Providers are taking steps to prevent the spreading of COVID-19 by using telehealth or telemedicine. Telehealth or telemedicine are health visits where you talk to your provider by phone or by videocall, instead of going to his office. You will need either a phone, tablet or computer for a telehealth visit and in some cases you may need access to the internet. Let your provider know if you are unable to have telehealth visits due to lack equipment or any other reason. Ask any questions you may have about keeping up with your ultrasounds and other tests while avoiding getting COVID-19.
What can I do to reduce my risk of blood clots?
- Know the signs and symptoms of a blood clot. On an affected limb like a leg or arm, you may notice swelling, pain or tenderness that was not caused by an injury, warm skin when you touch it or redness and discoloration. Contact your provider if you experience any of these symptoms.
- Talk to your provider about your risk. If you or a family member like a parent, brother or sister have had blood clots before, tell your provider.
- Move or stretch on long trips. If you sit for more than 4 hours on a trip, try to move your legs often. If you can walk around, you may do so. If you can’t, you may try seated leg stretches like extending your legs straight out and moving your ankles to move your toes toward and away from you. You may also pull your knee to your chest and hold it there with your hands for 15 seconds.

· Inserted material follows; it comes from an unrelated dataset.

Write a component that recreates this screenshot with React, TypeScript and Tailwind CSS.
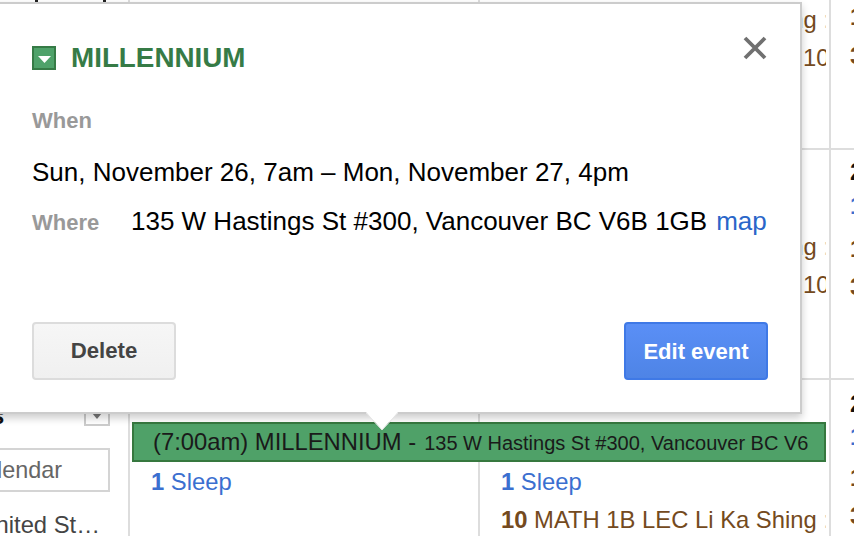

- Follow other travel tips for reducing risk of blood clots. These include drinking lots of fluids like water, wearing loose-fitted clothing or wearing special stockings that compress your legs below the knee. Talk to your provider before trying these stockings.
- Follow your provider’s instructions during pregnancy and after giving birth. Your provider may give you medications like blood thinners or ask you to come in for additional prenatal care checkups.